Yes, I was very much like Joel, but my biggest tale of enlightenment in this film came from the romance involved. Much like Joel's memories of Clementine I had an idea of what a certain young woman was like in my life. I've had several crushes in my life before, but this was not that. To me this person was amazing, but she was going through some very tough battles of her own. I saw this film a little under a year after I hit a milestone in my life. It started with me hurting this poor girl on accident, but it was enough that I haven't spoken to her in two years. This very special woman (scary accurate to the character Clementine) was the start of what I can say is now the greatest romance I could ever have.




But God So Loved...

I am religious, but I will not pour my faith into this analysis. Lets just say that during this milestone I have had a friend and a good Father to guide me through this hard time. It was absolutely a season to grow. The reason I bring this up is because even though I mention growth a lot for the characters in this film there also needs to be motivation for change. Which is exactly what Clementine is for Joel. There is a touching scene when Joel first asks Clementine out in her bookstore. The end line she gives him is something I still hold onto in my own life. I may never see the woman I mentioned again which makes me sad, but when you hurt someone you seldom get the chance to hear something like this. Clem: “Remember me... Try your best... Maybe we can?!” *Vanishes from bookstore* If anything could motivate a person to change, it is hope. Like Joel, I have hope.


Back to the plot:


Joel and Clementine didn't progress much in this film, which makes the story structure unique in someways, and the love they would have gained they already had. As Joel is getting his memory erased we see different scenes of the people wiping his memory and Clementine feeling as if she is “disappearing.” One of the guys helping along the process fell for Clementine and has been emulating her relationship with Joel to make her fall for him. But this will never substitute for the real thing. When Joel reaches his last memory of Clementine she asks what they should do, and he says “Enjoy it.” They end up in a locked down summer home and because she said “So go!” to him when he brought up his concern about being caught, he left without her. In the memory Clementine asks him to come back and “make up a goodbye at least.” So he does. She puts her hand on his shoulder and says “Goodbye Joel” and then leans in to whisper, “Meet me in Montauk.” In the beginning of the film, we see them meet at the beach in Montauk and develop a relationship all over again.


Broken Hearts:

I do relate to Joel in one more way. I can't remember much about the woman I mentioned in my own life. I just know the feeling I had and I am not quick to give it up. Maybe some of you reading this are going through a tough time romantically. Maybe you need to find hope again, to rebuild or speak up. Maybe like myself, you've hurt someone you intended to help. This doesn't have to be romantic, it can involve a family member, or a close friend. So I want to end this post in a special way.
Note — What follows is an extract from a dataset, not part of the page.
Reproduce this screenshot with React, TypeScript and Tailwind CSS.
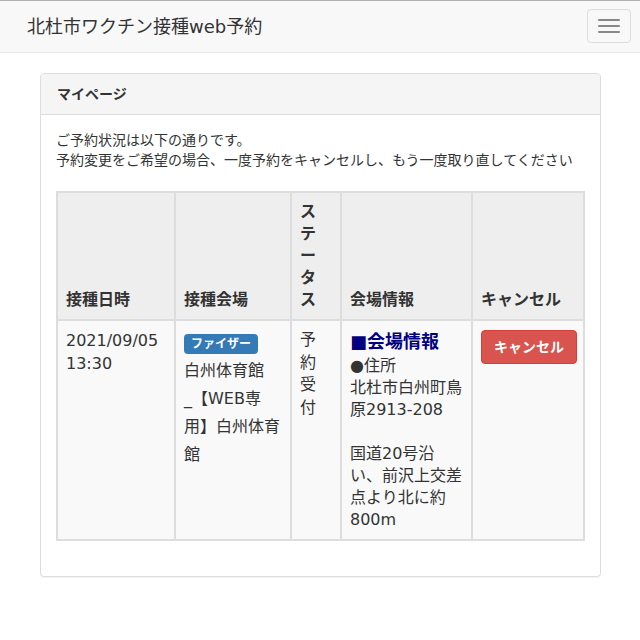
import React from "react";

export default function App() {
  return (
    <div className="min-h-[640px] bg-white text-[#333] font-['DejaVu_Sans','Noto_Sans_CJK_JP',sans-serif]">
      <nav className="flex h-[53px] items-center justify-between border-t border-b border-t-[#b0b0b0] border-b-[#e7e7e7] bg-[#f8f8f8] pl-[27px] pr-[9px]">
        <div className="text-[18px] leading-[20px] text-[#333] mt-[1px]">北杜市ワクチン接種web予約</div>
        <button className="flex h-[34px] w-[44px] flex-col items-center justify-center gap-[4px] rounded-[4px] border border-[#ddd] mt-[-1px]">
          <span className="block h-[2px] w-[22px] rounded-[1px] bg-[#888]" />
          <span className="block h-[2px] w-[22px] rounded-[1px] bg-[#888]" />
          <span className="block h-[2px] w-[22px] rounded-[1px] bg-[#888]" />
        </button>
      </nav>

      <div className="ml-[40px] mr-[39px] mt-[20px] rounded-[4px] border border-[#ddd] bg-white shadow-[0_1px_1px_rgba(0,0,0,0.05)]">
        <div className="h-[41px] rounded-t-[3px] border-b border-[#ddd] bg-[#f5f5f5] px-[16px] pt-[10px] text-[14px] font-bold leading-[20px]">
          マイページ
        </div>
        <div className="p-[15px]">
          <p className="mb-[21px] text-[14px] leading-[20px]">
            ご予約状況は以下の通りです。
            <br />
            予約変更をご希望の場合、一度予約をキャンセルし、もう一度取り直してください
          </p>
          <table className="mb-[20px] w-full table-fixed border-collapse border-2 border-[#ddd] text-[16px]">
            <colgroup>
              <col className="w-[118px]" />
              <col className="w-[116px]" />
              <col className="w-[50px]" />
              <col className="w-[131px]" />
              <col />
            </colgroup>
            <thead>
              <tr className="bg-[#eeeeee]">
                <th className="border-2 border-[#ddd] p-[8px] text-left align-bottom font-bold leading-[22px]">接種日時</th>
                <th className="border-2 border-[#ddd] p-[8px] text-left align-bottom font-bold leading-[22px]">接種会場</th>
                <th className="border-2 border-[#ddd] p-[8px] text-left align-bottom font-bold leading-[22px]">
                  ス<br />テ<br />ー<br />タ<br />ス
                </th>
                <th className="border-2 border-[#ddd] p-[8px] text-left align-bottom font-bold leading-[22px]">会場情報</th>
                <th className="border-2 border-[#ddd] p-[8px] text-left align-bottom font-bold leading-[22px] whitespace-nowrap">キャンセル</th>
              </tr>
            </thead>
            <tbody>
              <tr className="bg-[#f9f9f9]">
                <td className="border-2 border-[#ddd] p-[8px] align-top leading-[23px]">
                  2021/09/05
                  <br />
                  13:30
                </td>
                <td className="border-2 border-[#ddd] p-[8px] align-top leading-[28px]">
                  <span className="inline-block h-[20px] rounded-[4px] bg-[#337ab7] px-[7px] align-middle text-[12px] font-bold leading-[20px] text-white">
                    ファイザー
                  </span>
                  <br />
                  白州体育館
                  <br />
                  _【WEB専
                  <br />
                  用】白州体育
                  <br />
                  館
                </td>
                <td className="border-2 border-[#ddd] p-[8px] align-top leading-[22.5px]">
                  予<br />約<br />受<br />付
                </td>
                <td className="border-2 border-[#ddd] p-[8px] align-top leading-[22px]">
                  <div className="text-[18px] font-bold leading-[25.7px] text-[#000080]">■会場情報</div>
                  ●住所
                  <br />
                  北杜市白州町鳥
                  <br />
                  原2913-208
                  <br />
                  <br />
                  国道20号沿
                  <br />
                  い、前沢上交差
                  <br />
                  点より北に約
                  <br />
                  800m
                </td>
                <td className="border-2 border-[#ddd] p-[8px] align-top">
                  <button className="mt-[1px] h-[34px] whitespace-nowrap rounded-[4px] border border-[#d43f3a] bg-[#d9534f] px-[12px] text-[14px] font-bold leading-[20px] text-white">
                    キャンセル
                  </button>
                </td>
              </tr>
            </tbody>
          </table>
        </div>
      </div>
    </div>
  );
}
Instead of sharing the final scene from this film I would like to share a song. Jon Foreman is a song writer for Switchfoot (A Christian Alternative Rock Band) and he wrote a song titled “I Wont Let You Go” Here is what he has to say about it. Jon: “I Wont Let You Go is a song about unconditional love; about a love that will not let go. We've had the privilege of hearing stories from all over the world about how this song has brought people together. Father and Son, Mother and Daughter even Bride and Groom...” I felt like this song is about God's love for us, his creation. I also feel this is for the special people in our lives that need love and attention like Joel and Clementine, we need a second chance with love, and growth to protect it.